FIG. 10 shows a perspective view of an example print cartridge;

FIG. 11 shows a perspective view of an example print cartridge;

FIG. 12 shows a block diagram of an example inkjet printer with a media wide print bar implementing an example thinned, molded printhead die;

FIG. 13 shows a perspective view of an example molded print bar with multiple thinned, molded printhead dies.

Throughout the drawings, identical reference numbers designate similar, but not necessarily identical, elements.

DETAILED DESCRIPTION

Reducing the cost of inkjet printhead dies has been achieved in the past through shrinking the die size and reducing wafer costs. The die size depends significantly on the pitch of fluid delivery slots formed through the silicon substrate that deliver ink from a reservoir on one side of the die to fluid ejection elements on another side of the die. Therefore, prior methods used to shrink the die size have mostly involved reducing the slot pitch and size through a silicon slotting process that can include, for example, laser machining, anisotropic wet etching, dry etching, combinations thereof, and so on. Unfortunately, the silicon slotting process itself adds considerable cost to the printhead die. In addition, as die sizes have decreased, the costs and complexities associated with integrating the smaller dies into an inkjet pen or print bar have begun to exceed the savings gained from the smaller dies. Furthermore, as die sizes have decreased, the removal of die material to form ink delivery slots has had an increasingly adverse impact on die strength, which can increase die failure rates.

Recent developments in molded fluid flow structures, including molded inkjet printheads and molded inkjet print bars, have done away with the use of fluid delivery slots in the die substrate. Examples of the molded fluid flow structures and processes for making such structures are disclosed in international patent application numbers PCT/US2013/046065, filed Jun. 17, 2013, titled Printhead Die, and PCT/US2013/033046, filed Mar. 20, 2013, titled Molding A Fluid Flow Structure, each of which is incorporated herein by reference in its entirety.
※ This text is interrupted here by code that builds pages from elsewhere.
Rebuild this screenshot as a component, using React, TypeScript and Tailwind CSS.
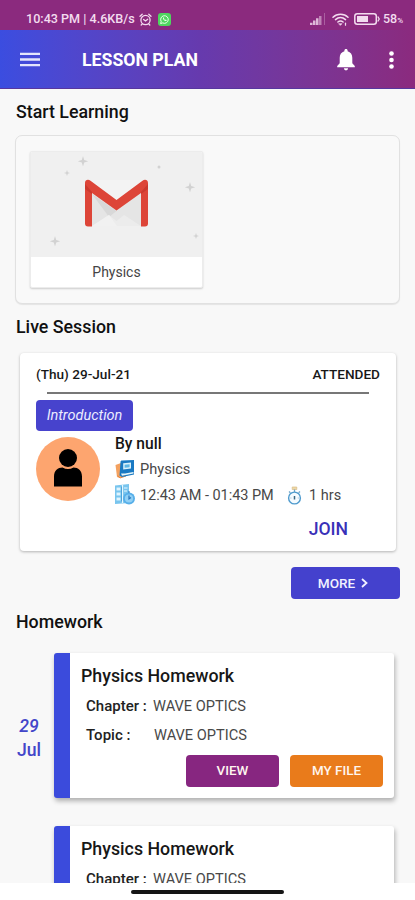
import type { ReactNode } from "react";

type HomeworkItem = {
  title: string;
  chapter: string;
  topic: string;
  // only the first item of a day carries the date label
  day?: string;
  month?: string;
};

const homework: HomeworkItem[] = [
  { title: "Physics Homework", chapter: "WAVE OPTICS", topic: "WAVE OPTICS", day: "29", month: "Jul" },
  { title: "Physics Homework", chapter: "WAVE OPTICS", topic: "WAVE OPTICS" },
];

function StatusBar() {
  return (
    <div className="flex h-[30px] shrink-0 items-center justify-between bg-[#8b2a7e] pt-[8px] pr-[11px] pl-[26px] text-[#f3dcef]">
      <div className="flex items-center">
        <span className="w-[110px] text-[12.6px] leading-none font-medium whitespace-nowrap">10:43 PM | 4.6KB/s</span>
        <svg className="ml-[3px] h-[13px] w-[13px]" viewBox="0 0 13 13" fill="none" stroke="currentColor" strokeWidth="1.3" strokeLinecap="round">
          <circle cx="6.5" cy="7" r="4.6" />
          <path d="M1 3.2 3.2 1.2M12 3.2 9.8 1.2M4.6 6.4l1.9 1.6 2.2-1.8M3.2 11l-1 1M9.8 11l1 1" />
        </svg>
        <svg className="ml-[6px] h-[13px] w-[13px]" viewBox="0 0 13 13">
          <rect width="13" height="13" rx="3" fill="#4fd660" />
          <path d="m2.6 10.6.6-2.1a3.8 3.8 0 1 1 1.5 1.4z" fill="none" stroke="#e9ffe9" strokeWidth="1" />
          <path d="M5 4.7c-.4 1.4 1.7 3.6 3.2 3.4l.6-.9-1.2-.7-.6.5-1.1-1.2.4-.6-.6-1z" fill="#e9ffe9" />
        </svg>
      </div>
      <div className="flex items-center">
        <svg className="h-[12px] w-[16px]" viewBox="0 0 16 12" fill="currentColor">
          <path d="M0 9.800h2.500V12H0zM3 7.500h2.500V12H3zM6 5.200h2.500V12H6z" opacity=".8" />
          <path d="M9 3h2.500v9H9z" opacity=".5" />
          <path d="M14 0h1v12h-1z" opacity=".3" />
        </svg>
        <svg className="ml-[6px] h-[13px] w-[17px]" viewBox="0 0 17 13" fill="none" stroke="currentColor" strokeWidth="1.500" strokeLinecap="round">
          <path d="M1 4.200c4-4 11-4 15 0M3.500 6.600c3-2.700 7-2.700 10 0M5.900 9c1.700-1.400 3.500-1.400 5.200 0" />
          <path d="M7 10.700h3l-1.500 1.500z" fill="currentColor" strokeWidth=".6" />
          <path d="M13.500 10.200v2" strokeWidth="1.200" />
        </svg>
        <svg className="ml-[5px] h-[12px] w-[26px]" viewBox="0 0 26 12" fill="none">
          <rect x=".8" y=".8" width="21.500" height="10.400" rx="2.500" stroke="currentColor" strokeWidth="1.500" />
          <rect x="3" y="3" width="11" height="6" fill="currentColor" />
          <path d="M23.800 3.500 25.200 6l-1.400 2.500" stroke="currentColor" strokeWidth="1.300" />
        </svg>
        <span className="ml-[3px] w-[21px] text-[12.5px] leading-none font-medium whitespace-nowrap">
          58<span className="text-[8px]">%</span>
        </span>
      </div>
    </div>
  );
}

function Header() {
  return (
    <header className="flex h-[59px] shrink-0 items-center bg-linear-to-r from-[#3b4de0] via-[#663aae] via-48% to-[#8b2a7e] text-white shadow-[inset_0_-1px_0_#57379e]">
      <svg className="ml-5 h-4 w-5 text-[#e4e5fc]" viewBox="0 0 20 16" fill="currentColor">
        <path d="M0 .7h20v2.400H0zM0 6.300h20v2.400H0zM0 11.900h20v2.400H0z" />
      </svg>
      <h1 className="ml-[42px] grow pt-[2px] text-[17.7px] leading-none font-bold">LESSON PLAN</h1>
      <svg className="h-[22px] w-[18px]" viewBox="0 0 18 22" fill="currentColor">
        <path d="M9 0c1 0 1.600.7 1.600 1.600v.7c3 .8 4.700 3.300 4.700 6.400v5.600L17.800 17v1.300H.2V17l2.500-2.700V8.700c0-3.100 1.700-5.600 4.700-6.400v-.7C7.400.7 8 0 9 0zM6.900 19.300h4.200a2.100 2.100 0 0 1-4.200 0z" />
      </svg>
      <svg className="mr-[21px] ml-[34px] h-[18px] w-[5px]" viewBox="0 0 5 18" fill="currentColor">
        <circle cx="2.500" cy="2.500" r="2.300" />
        <circle cx="2.500" cy="9" r="2.300" />
        <circle cx="2.500" cy="15.500" r="2.300" />
      </svg>
    </header>
  );
}

function SectionTitle({ children }: { children: ReactNode }) {
  return <h2 className="pl-4 text-[17.8px] leading-6 font-medium text-[#111]">{children}</h2>;
}

function SubjectTile() {
  return (
    <div className="h-[137px] w-[173px] overflow-hidden rounded-[2px] border border-[#ececec] bg-white shadow-[0_1px_2px_rgba(0,0,0,0.18)]">
      <svg className="block h-[105px] w-full" viewBox="0 0 171 105" preserveAspectRatio="xMinYMin slice">
        <rect width="172" height="105" fill="#f0f0f0" />
        <g fill="#d2d2d2">
          <path d="m52 4 1.200 4 4 1.200-4 1.200-1.200 4-1.200-4-4-1.200 4-1.200z" />
          <path d="m159 30 1.200 4 4 1.200-4 1.200-1.200 4-1.200-4-4-1.200 4-1.200z" />
          <path d="m24 84 1.200 4 4 1.200-4 1.200-1.200 4-1.200-4-4-1.200 4-1.200z" />
          <path d="m36 18 .8 2.200 2.200.8-2.200.8-.8 2.200-.8-2.200-2.200-.8 2.200-.8z" />
          <path d="m165 81 .8 2.200 2.200.8-2.200.8-.8 2.200-.8-2.200-2.200-.8 2.200-.8z" />
          <circle cx="128" cy="15" r="1.500" />
        </g>
        <path d="M57 30h57v44H57z" fill="#e5e5e5" />
        <path d="M58 28h55L85.500 49z" fill="#f3f3f3" />
        <path d="M61 42 85.500 59 78 65z" fill="#d8d8d8" />
        <path d="M61 74 78 63l7.500 6 7.500-6 17 11z" fill="#ececec" />
        <path d="M61 74 78 63l8 11z" fill="#f1f1f1" />
        <path d="M54 31v40.500a3 3 0 0 0 3 3h4V41l24.500 17.500L110 41v33.500h4a3 3 0 0 0 3-3V31c0-3-3-4-5.500-2.300L85.500 48 59.500 28.700C57 27 54 28 54 31z" fill="#dd4538" />
        <path d="M54 32v5l7 5v-2zM117 32v5l-7 5v-2z" fill="#bd3027" opacity=".55" />
      </svg>
      <p className="text-center text-[14px] leading-[31px] text-[#444]">Physics</p>
    </div>
  );
}

function BookIcon() {
  return (
    <svg className="h-[20px] w-[20px]" viewBox="0 0 20 20">
      <path d="M.5 6 6 4l5 13-6.500 2-2.500-1z" fill="#f4a15f" />
      <path d="M2.500 16.500 5 19l6-2" fill="none" stroke="#e58b45" strokeWidth="1" />
      <path d="M5.500 3c0-1 .6-1.500 1.500-1.500L19 1v14.500L7 18 4.500 16.500z" fill="#1979c3" />
      <path d="m8.200 4.200 7.800-.8v6.200l-7.800 1z" fill="#d9f1fb" />
      <path d="m9.600 5.700 5-.5v3l-5 .6z" fill="#5cb4e4" />
      <path d="M6 14.500c3.500.5 8-1 12.500-1.500v1.600L7 16.700z" fill="#e7f5f8" />
    </svg>
  );
}

function ScheduleIcon() {
  return (
    <svg className="h-[21px] w-[20px]" viewBox="0 0 20 21">
      <path d="M0 1.500 14 0v19L0 20z" fill="#79c5ee" />
      <path d="M1.500 3.500h4v3h-4zM1.500 8.500h4v3h-4zM1.500 13.500h4v3h-4z" fill="#d6f1fd" />
      <path d="M7.500 1v18M9 4h3.500M9 7h3M2 5h3M2 10h3M2 15h3" stroke="#e7f8ff" strokeWidth="1.200" />
      <path d="M6.500 2.500v15" stroke="#4099d3" strokeWidth=".8" />
      <circle cx="14" cy="14.500" r="6" fill="#57afe9" />
      <circle cx="14" cy="14.500" r="4.100" fill="#91d0f5" />
      <path d="M14 11.500v3.400l2-1.400M13 8h2" stroke="#2876bd" strokeWidth="1.200" fill="none" />
    </svg>
  );
}

function StopwatchIcon() {
  return (
    <svg className="h-[19px] w-[15px]" viewBox="0 0 15 19" fill="none">
      <path d="M5.200 1h4.600v2.500H5.200z" fill="#eed8a7" stroke="#d9bd88" strokeWidth=".7" />
      <path d="M7.500 3.500V6M2 5.500l1.400 1.300M13 5.500l-1.400 1.300" stroke="#6fa5c8" strokeWidth="1.300" />
      <circle cx="7.500" cy="12" r="5.900" fill="#f5fbff" stroke="#4f9bce" strokeWidth="1.400" />
      <path d="M7.500 10v3.500" stroke="#386681" strokeWidth="1.500" />
      <path d="M3.500 12h.8M10.800 12h.8" stroke="#83afc8" />
    </svg>
  );
}

function LiveSession() {
  return (
    <div className="mr-[19px] ml-5 flex h-[198px] flex-col rounded-[4px] bg-white shadow-[0_1px_3px_rgba(0,0,0,0.28)]">
      <div className="flex justify-between pt-[11px] pr-[16px] pl-4 text-[13.6px] leading-5 font-medium text-[#181818]">
        <span>(Thu) 29-Jul-21</span>
        <span>ATTENDED</span>
      </div>
      <div className="mt-[8px] mr-[27px] ml-[27px] h-[1.500px] bg-[#777]" />
      <div className="mt-[6px] ml-4 h-[31px] w-[97px] rounded-[4px] bg-[#4743cd] text-center text-[14.5px] leading-[32px] text-[#ececff] italic">
        Introduction
      </div>
      <div className="flex pl-4">
        <div className="mt-[6px] h-[64px] w-[64px] overflow-hidden rounded-full bg-[#fda56f]">
          <svg className="h-full w-full" viewBox="0 0 64 64">
            <circle cx="32" cy="21" r="9" />
            <path d="M18 49.500V39.500C18 33.500 22 30.500 26.500 30.500q5.500 3 11 0c4.500 0 8.500 3 8.500 9v10z" />
          </svg>
        </div>
        <div className="ml-[15px] grow">
          <p className="mt-[1px] text-[15.6px] leading-6 font-medium text-[#151515]">By null</p>
          <div className="flex h-[26px] items-center">
            <BookIcon />
            <span className="ml-[5px] pt-[2px] text-[14.6px] text-[#484848]">Physics</span>
          </div>
          <div className="flex h-[26px] items-center text-[14.5px] text-[#484848]">
            <ScheduleIcon />
            <span className="ml-[5px] w-[134px] pt-[2px] tracking-[-0.05px] whitespace-nowrap">12:43 AM - 01:43 PM</span>
            <span className="ml-[13px] pt-[1px]"><StopwatchIcon /></span>
            <span className="ml-[7px] pt-[2px] whitespace-nowrap">1 hrs</span>
          </div>
        </div>
      </div>
      <button className="mt-[9px] mr-[48px] self-end text-[17.6px] leading-6 font-medium text-[#3930b8]">JOIN</button>
    </div>
  );
}

function HomeworkCard({ item }: { item: HomeworkItem }) {
  return (
    <div className="mb-[28px] flex h-[145px] shrink-0">
      <div className="w-[54px] pt-[61px] text-center text-[17.6px] leading-6 font-medium text-[#4346c9]">
        {item.day && <p className="pl-[4px] italic">{item.day}</p>}
        {item.month && <p className="pl-[4px]">{item.month}</p>}
      </div>
      <div className="flex w-[340px] flex-col rounded-[3px] border-l-[16px] border-[#3b4bdc] bg-white pt-[11px] pl-[11px] shadow-[1px_3px_5px_rgba(0,0,0,0.3)]">
        <h3 className="text-[17.8px] leading-6 font-medium text-[#171717]">{item.title}</h3>
        <div className="mt-[6px] flex pl-[5px] text-[14.6px] leading-6 text-[#484848]">
          <span className="w-[67px] text-[15px] font-medium text-[#222]">Chapter :</span>
          <span>{item.chapter}</span>
        </div>
        <div className="mt-[5px] flex pl-[5px] text-[14.6px] leading-6 text-[#484848]">
          <span className="w-[68px] text-[15px] font-medium text-[#222]">Topic :</span>
          <span>{item.topic}</span>
        </div>
        <div className="mt-[8px] flex justify-end gap-[11px] pr-[11px] text-[13.4px] font-medium text-[#fff5ef]">
          <button className="h-8 w-[93px] rounded-[4px] bg-[#872680] pt-[1px]">VIEW</button>
          <button className="h-8 w-[93px] rounded-[4px] bg-[#e97b1b] pt-[1px]">MY FILE</button>
        </div>
      </div>
    </div>
  );
}

export default function App() {
  return (
    <div className="flex h-[900px] w-[415px] flex-col overflow-hidden bg-[#f8f8f8] font-['Roboto',sans-serif]">
      <StatusBar />
      <Header />
      <main className="flex h-[794px] shrink-0 flex-col overflow-hidden pt-[11px]">
        <SectionTitle>Start Learning</SectionTitle>
        <section className="mt-[11px] mr-[15px] ml-[15px] h-[169px] shrink-0 rounded-[7px] border border-[#e1e1e1] bg-[#f9f9f9] pt-[15px] pl-[14px] shadow-[0_1px_1px_rgba(0,0,0,0.08)]">
          <SubjectTile />
        </section>
        <div className="mt-[11px]">
          <SectionTitle>Live Session</SectionTitle>
        </div>
        <section className="mt-[14px]">
          <LiveSession />
        </section>
        <button className="mt-[16px] mr-[15px] flex h-8 w-[109px] shrink-0 items-center justify-center self-end rounded-[4px] bg-[#4441cd] pr-[5px] text-[13.6px] font-medium text-[#f1f1ff]">
          MORE
          <svg className="ml-[6px] h-[10px] w-[7px]" viewBox="0 0 7 10" fill="none" stroke="currentColor" strokeWidth="1.800">
            <path d="m1 1 4.500 4L1 9" />
          </svg>
        </button>
        <div className="mt-[11px] mb-[19px]">
          <SectionTitle>Homework</SectionTitle>
        </div>
        {homework.map((item, i) => (
          <HomeworkCard key={i} item={item} />
        ))}
      </main>
      <footer className="flex h-[17px] shrink-0 justify-center bg-white pt-[7px]">
        <div className="h-[4px] w-[153px] rounded-full bg-[#151515]" />
      </footer>
    </div>
  );
}
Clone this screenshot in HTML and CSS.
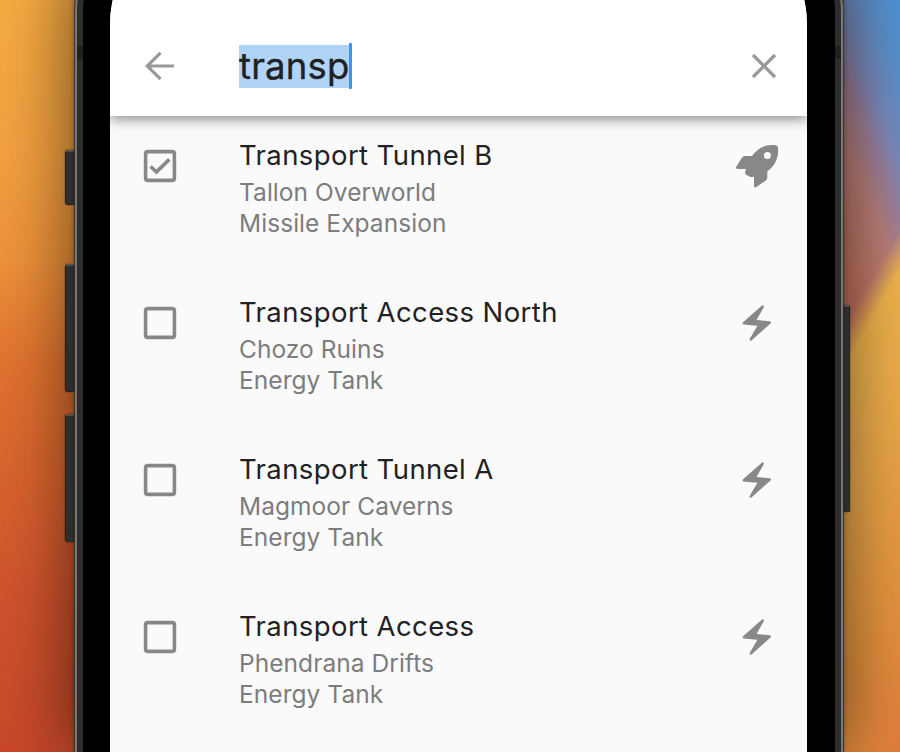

These molded fluid flow structures (e.g., molded inkjet printheads) enable the use of tiny printhead die "slivers". A die sliver includes a thin silicon, glass or other substrate (i.e., having a thickness on the order of 650 .mu.m or less) with a ratio of length to width (L/W) of at least three. Molded fluid flow structures, such as a molded inkjet printhead, do not have fluid slots formed through the die sliver substrate. Instead, each die sliver is molded into a monolithic molded body that provides fluidic fan-out through fluid channels formed into the molding at the back surface of the die sliver. Thus, a molded printhead structure avoids significant costs otherwise associated with prior die slotting processes and the related assembly of slotted dies into manifold features of inkjet pens and print bars.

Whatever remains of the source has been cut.